Deployment Frequency 

Deployment frequency measures how often you deploy a batch of code or configuration changes to production. If you don't deploy frequently, changes pile up, making each batch larger. So increasing deployment frequency lets you decrease batch size.

In any batch of changes, some are more valuable than others. With larger, less frequent batches, valuable features wait in line with other changes, delaying the delivery of benefit. Large batches also increase risk of deployment failures and make it harder to figure out which change is responsible when a failure occurs.

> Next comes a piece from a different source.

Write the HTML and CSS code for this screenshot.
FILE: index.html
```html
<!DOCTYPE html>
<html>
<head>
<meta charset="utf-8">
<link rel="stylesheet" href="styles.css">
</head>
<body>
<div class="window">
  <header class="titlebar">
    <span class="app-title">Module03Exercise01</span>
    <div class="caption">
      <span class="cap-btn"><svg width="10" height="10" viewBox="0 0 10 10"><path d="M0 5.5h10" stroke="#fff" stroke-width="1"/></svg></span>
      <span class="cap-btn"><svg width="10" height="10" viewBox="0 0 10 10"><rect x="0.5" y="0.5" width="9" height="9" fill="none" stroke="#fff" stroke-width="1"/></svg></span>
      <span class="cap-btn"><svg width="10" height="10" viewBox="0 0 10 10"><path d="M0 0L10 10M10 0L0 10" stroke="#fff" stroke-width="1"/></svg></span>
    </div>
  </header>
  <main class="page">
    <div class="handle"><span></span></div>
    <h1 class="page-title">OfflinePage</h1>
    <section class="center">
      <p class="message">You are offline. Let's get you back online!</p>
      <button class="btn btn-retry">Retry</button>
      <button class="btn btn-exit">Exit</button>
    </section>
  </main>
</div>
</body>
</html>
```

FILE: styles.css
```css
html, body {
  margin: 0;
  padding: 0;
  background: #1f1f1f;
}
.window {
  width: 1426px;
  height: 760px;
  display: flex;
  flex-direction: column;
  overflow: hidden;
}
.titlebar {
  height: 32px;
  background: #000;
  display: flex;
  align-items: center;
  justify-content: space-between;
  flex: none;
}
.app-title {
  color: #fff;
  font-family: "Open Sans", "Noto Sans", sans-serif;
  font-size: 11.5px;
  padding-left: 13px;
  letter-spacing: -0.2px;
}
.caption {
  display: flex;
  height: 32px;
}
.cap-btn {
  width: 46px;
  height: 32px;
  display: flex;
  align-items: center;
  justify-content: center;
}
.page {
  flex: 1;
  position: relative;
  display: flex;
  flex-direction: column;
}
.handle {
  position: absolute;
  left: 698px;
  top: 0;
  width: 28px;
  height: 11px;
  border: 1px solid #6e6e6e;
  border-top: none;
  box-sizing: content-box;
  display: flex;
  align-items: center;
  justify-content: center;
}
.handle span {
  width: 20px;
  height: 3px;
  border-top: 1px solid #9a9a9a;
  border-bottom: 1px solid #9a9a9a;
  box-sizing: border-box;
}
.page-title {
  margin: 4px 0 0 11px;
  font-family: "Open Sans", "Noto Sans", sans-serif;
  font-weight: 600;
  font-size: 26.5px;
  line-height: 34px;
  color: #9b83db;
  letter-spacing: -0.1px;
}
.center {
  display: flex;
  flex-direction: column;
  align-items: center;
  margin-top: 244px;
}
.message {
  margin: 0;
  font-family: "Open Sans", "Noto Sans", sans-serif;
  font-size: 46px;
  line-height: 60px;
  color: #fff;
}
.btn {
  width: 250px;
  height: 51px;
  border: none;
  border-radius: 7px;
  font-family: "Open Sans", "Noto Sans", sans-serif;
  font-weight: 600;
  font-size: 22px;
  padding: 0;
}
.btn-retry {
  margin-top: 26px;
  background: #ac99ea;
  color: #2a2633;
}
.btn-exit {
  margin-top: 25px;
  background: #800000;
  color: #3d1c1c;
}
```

Continuous delivery makes deployments less painful so teams can deploy more frequently and get faster feedback.

Change Fail Percentage 

Change fail percentage measures how often you need to fix or roll back a production deployment because it causes problems for end users. One of the benefits of building on Salesforce is that you can’t “break” the platform. But you can make changes that break a custom page, don’t generate the right data, or cause errors when records are saved.

One reason some teams don’t make frequent deployments is that each change brings some risk of failure. But just as a race car can go fast more safely if it has better brakes, your team can innovate with more speed and confidence if you reduce your change failure rate. The highly effective teams identified in the State of DevOps Report have both a fast pace of innovation and a low rate of failure. Measuring failure rate encourages you to track and tune your processes to prevent or detect bugs before they impact end users.

Time to Restore 

When something breaks, there’s only one metric that matters: “How quickly can you fix it?” Failure incidents are typically stressful, and they can also impact the bottom line. You want to resolve incidents quickly. The time to restore metric challenges you to resolve incidents with increasing speed.

Together, these four metrics measure the end-to-end performance of your development process. They help you focus on how your team impacts end users. Improvements to these metrics improve your organization’s ability to adapt in an increasingly competitive business world.